Polish-born designer Karolina Zmarlak presented her Fall/Winter 2012 collection during fashion week at the Soho House. Inspired by the Matadora – Spanish bullfight known for its aesthetics and social politics, Karolina’s hauntingly beautiful collection evokes power, strength, masculinity and femininity.
Karolina brings a dark twist on “power dressing” by using geometric lines, asymmetrical cuts, exotic animal-like head pieces and leather. The collection consists of an array of cut-and-sewn silk wool and cotton adorned A-line skirts, wrap dresses and tailored jackets. One of her most startlingly beautiful pieces of the FW12 collection was the creme dress with a hand painted red smear of what looks like blood down its side. To find out more about the collection and designer, check out my interview with Karolina below.
I’ve read that you were inspired by bullfighters and the politics of Spain – why were you drawn to these ideas at this time?
We are in a period where I believe women are taking on more and more power in today’s globalized system, and the matadora is an agile, sophisticated analogy of feminine acumen and beauty. My business partner, Jesse Keyes, is a designer and architect who studied and developed his aesthetic in Spain, so he’s introduced me to the ceremonial and, really, feminine force in the Spanish bullfight.
Your past collections also had that haunting and powerful feel to them – would you say that is your signature style?
Yes, women need to be more stealthy than men: to be powerful, while maintaining mystery and seduction. My clothes express this belief.
Who is the Karolina Zmarlak woman you are designing for?

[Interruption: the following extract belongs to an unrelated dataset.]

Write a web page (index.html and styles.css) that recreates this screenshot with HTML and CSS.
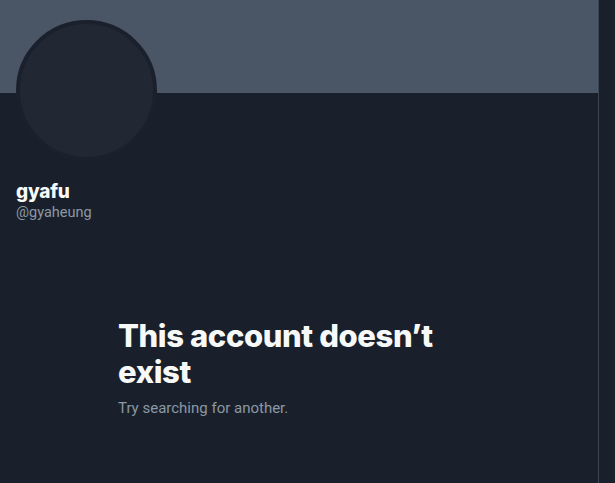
FILE: index.html
```html
<!DOCTYPE html>
<html>
<head>
<meta charset="utf-8">
<link rel="stylesheet" href="styles.css">
</head>
<body>
<div class="page">
  <main class="column">
    <div class="banner"></div>
    <div class="profile">
      <div class="avatar"></div>
      <div class="names">
        <div class="display-name">gyafu</div>
        <div class="handle">@gyaheung</div>
      </div>
    </div>
    <section class="empty">
      <h1 class="empty-title">This account doesn’t exist</h1>
      <p class="empty-sub">Try searching for another.</p>
    </section>
  </main>
  <aside class="side"></aside>
</div>
</body>
</html>
```

FILE: styles.css
```css
html, body {
  margin: 0;
  padding: 0;
  background: #1a202b;
  height: 100%;
}
body {
  font-family: Inter, "Liberation Sans", sans-serif;
  color: #e7e9ea;
  overflow: hidden;
}
.page {
  display: flex;
  height: 483px;
}
.column {
  width: 598px;
  border-right: 1px solid #3b4452;
  flex-shrink: 0;
}
.side {
  flex: 1;
}
.banner {
  height: 93px;
  background: #4a5566;
}
.profile {
  padding: 0 16px;
}
.avatar {
  width: 133px;
  height: 133px;
  border-radius: 50%;
  background: #222833;
  border: 4px solid #1b212c;
  margin-top: -73px;
}
.names {
  margin-top: 20px;
}
.display-name {
  font-size: 19px;
  font-weight: 800;
  line-height: 22px;
  color: #f7f9f9;
  letter-spacing: -0.2px;
}
.handle {
  font-family: Roboto, "Liberation Sans", sans-serif;
  font-size: 14.5px;
  line-height: 18px;
  color: #8b98a5;
  margin-top: 1px;
}
.empty {
  padding: 0 0 0 118px;
  margin-top: 96px;
  width: 340px;
}
.empty-title {
  margin: 0;
  font-size: 31px;
  font-weight: 800;
  line-height: 36px;
  color: #f7f9f9;
  letter-spacing: -0.4px;
}
.empty-sub {
  font-family: Roboto, "Liberation Sans", sans-serif;
  margin: 8px 0 0;
  font-size: 15px;
  line-height: 20px;
  color: #8b98a5;
}
```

Global, mature, in control yet wily, clever and captivating
This is one of your most experimental collections – animal like head pieces, interesting fabrics and textures – what were some key fabrics, textures and images that you focused on when designing the collection?

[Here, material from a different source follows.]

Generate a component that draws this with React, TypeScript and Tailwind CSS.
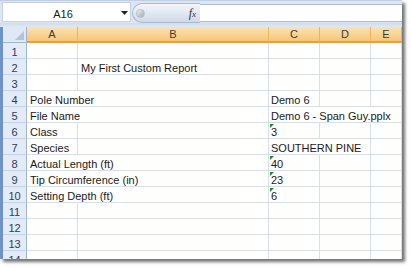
import React from "react";

type Row = {
  n: number;
  A?: string;
  B?: string;
  C?: string;
  tri?: boolean;
  hide?: string[];
};

const rows: Row[] = [
  { n: 1 },
  { n: 2, B: "My First Custom Report" },
  { n: 3 },
  { n: 4, A: "Pole Number", C: "Demo 6", hide: ["A"] },
  { n: 5, A: "File Name", C: "Demo 6 - Span Guy.pplx", hide: ["A", "C", "D"] },
  { n: 6, A: "Class", C: "3", tri: true },
  { n: 7, A: "Species", C: "SOUTHERN PINE", hide: ["C"] },
  { n: 8, A: "Actual Length (ft)", C: "40", tri: true, hide: ["A"] },
  { n: 9, A: "Tip Circumference (in)", C: "23", tri: true, hide: ["A"] },
  { n: 10, A: "Setting Depth (ft)", C: "6", tri: true, hide: ["A"] },
  { n: 11 },
  { n: 12 },
  { n: 13 },
  { n: 14 },
];

const font = { fontFamily: '"Liberation Sans", Arial, sans-serif' };

function Tri() {
  return (
    <svg className="absolute left-px top-px" width="4" height="4" viewBox="0 0 4 4">
      <polygon points="0,0 4,0 0,4" fill="#1d8a2a" />
    </svg>
  );
}

function Cell({
  text,
  hidden,
  pad,
  tri,
}: {
  text?: string;
  hidden?: boolean;
  pad: string;
  tri?: boolean;
}) {
  return (
    <div
      className={
        "relative h-[16px] border-b border-b-[#d8dfea] border-r whitespace-nowrap text-[11px] leading-[16px] pt-px text-[#1a1a1a] " +
        (hidden ? "border-r-transparent " : "border-r-[#d8dfea] ") +
        pad
      }
    >
      {tri && <Tri />}
      {text}
    </div>
  );
}

export default function App() {
  return (
    <div className="w-[411px] h-[268px] bg-white overflow-hidden" style={font}>
      <div className="w-[402px] h-[259px] overflow-hidden flex flex-col bg-white shadow-[3px_3px_3px_rgba(0,0,0,0.55)]">
        {/* formula bar */}
        <div className="h-[23px] shrink-0 flex bg-[#dce6f2] border-t border-[#c3d0e2]">
          <div className="ml-[2px] mt-px mb-[1px] w-[129px] bg-white border border-[#c5d2e3] flex items-center">
            <div className="flex-1 text-center text-[11px] leading-none pt-[5px] pl-[2px] text-[#1a1a1a]">A16</div>
            <svg width="7" height="4" viewBox="0 0 7 4" className="mr-[2px] mt-[2px]">
              <polygon points="0,0 7,0 3.5,4" fill="#222" />
            </svg>
          </div>
          <div className="mt-[2px] ml-[1px] w-[68px] h-[20px] rounded-l-full bg-gradient-to-b from-[#f4f7fb] to-[#cfd9e7] border border-[#a9b9cf] border-r-0 flex items-center">
            <div className="ml-[3px] w-[9px] h-[9px] rounded-full bg-gradient-to-br from-[#f2f4f7] to-[#9ea9b8] border border-[#b5bfcc]" />
            <div className="flex-1" />
            <span
              className="mr-[4px] text-[12px] italic text-[#333] leading-none"
              style={{ fontFamily: '"Liberation Serif", serif' }}
            >
              f<span className="text-[9px]">x</span>
            </span>
          </div>
          <div className="mt-[3px] mb-[1px] flex-1 bg-white border-t border-b border-[#a9bcd6]" />
        </div>
        <div className="h-[4px] shrink-0 bg-gradient-to-b from-[#cfdcec] to-[#dfe8f4]" />
        {/* sheet */}
        <div className="shrink-0 flex flex-col border-l-[3px] border-l-[#6f93c8]">
          <div className="h-[16px] grid grid-cols-[24px_51px_191px_51px_51px_1fr] text-[11px] text-[#3a3a3a]">
            <div className="relative bg-[#dfe8f5] border-r border-b border-[#9eb6ce]">
              <svg className="absolute right-[2px] bottom-[2px]" width="9" height="9" viewBox="0 0 9 9">
                <polygon points="9,0 9,9 0,9" fill="#b3c3d9" />
              </svg>
            </div>
            {["A", "B", "C", "D", "E"].map((c) => (
              <div
                key={c}
                className="bg-gradient-to-b from-[#fbe2b3] to-[#f6c676] border-r border-r-[#eeb25f] border-b-2 border-b-[#f29b3a] flex items-center justify-center leading-none pt-px"
              >
                {c}
              </div>
            ))}
          </div>
          {rows.map((r) => {
            const h = r.hide || [];
            return (
              <div key={r.n} className="grid grid-cols-[24px_51px_191px_51px_51px_1fr]">
                <div className="h-[16px] bg-[#e3ebf6] border-r border-r-[#9eb6ce] border-b border-b-[#c3d3e7] text-center text-[11px] leading-[16px] pt-px text-[#27405f]">
                  {r.n}
                </div>
                <Cell text={r.A} hidden={h.includes("A")} pad="pl-[3px]" />
                <Cell text={r.B} hidden={h.includes("B")} pad="pl-[3px]" />
                <Cell text={r.C} hidden={h.includes("C")} pad="pl-[2px]" tri={r.tri} />
                <Cell hidden={h.includes("D")} pad="" />
                <Cell pad="" />
              </div>
            );
          })}
        </div>
      </div>
    </div>
  );
}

The head pieces were designed by Ashley Lloyd in collaboration with the “Matadora” vision. I like to work with techy Japanese and Italian fabrics that show interesting texture and versatility. I painted the blood smear and had it printed on organza and 4ply crepe to link the inspiration more directly with the line. The fabrics were based on both the masculine and feminine of the bull fighter, with the more structured wools and cotton shirting versus the lighter textured silk jacquards and wool blended weaves.
Where else can we find Karolina Zmarlak pieces?

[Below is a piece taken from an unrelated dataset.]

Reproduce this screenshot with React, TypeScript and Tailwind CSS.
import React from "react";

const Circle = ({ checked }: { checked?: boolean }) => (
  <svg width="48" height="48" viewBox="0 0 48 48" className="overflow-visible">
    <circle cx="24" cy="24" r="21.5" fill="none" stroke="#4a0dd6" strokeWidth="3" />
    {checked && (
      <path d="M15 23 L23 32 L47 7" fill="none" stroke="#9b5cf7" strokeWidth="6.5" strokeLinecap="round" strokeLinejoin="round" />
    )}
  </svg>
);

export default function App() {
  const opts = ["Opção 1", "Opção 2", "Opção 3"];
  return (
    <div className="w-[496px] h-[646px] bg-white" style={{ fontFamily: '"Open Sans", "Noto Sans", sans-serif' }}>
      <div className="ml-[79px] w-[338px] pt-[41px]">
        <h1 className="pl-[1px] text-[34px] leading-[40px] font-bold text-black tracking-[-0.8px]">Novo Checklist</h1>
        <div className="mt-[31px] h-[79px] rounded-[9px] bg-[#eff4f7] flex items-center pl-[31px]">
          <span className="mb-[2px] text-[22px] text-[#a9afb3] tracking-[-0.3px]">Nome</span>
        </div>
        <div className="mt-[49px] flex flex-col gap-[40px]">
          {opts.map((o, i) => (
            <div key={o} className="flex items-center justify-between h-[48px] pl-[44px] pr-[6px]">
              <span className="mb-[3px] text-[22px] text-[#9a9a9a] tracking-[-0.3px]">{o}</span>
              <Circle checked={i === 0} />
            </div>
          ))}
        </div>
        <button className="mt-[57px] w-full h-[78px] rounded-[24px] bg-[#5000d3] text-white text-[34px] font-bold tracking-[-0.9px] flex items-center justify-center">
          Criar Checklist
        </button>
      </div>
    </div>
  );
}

SSENSE.com (though we’re sold out for FW11 collection, our SS12 collection is on its way) and Stanley Korshak.
Where do you hope to see your brand and career in the next 5 years?
On globalized, powerful and forward looking women throughout the globe. Since we are always moved by the architecture of clothing design: cutting, details and silhouettes that envelope a woman to afford her gestures of structured movement and control, we’ll look to open retail stores that spatialize our clothing aesthetic.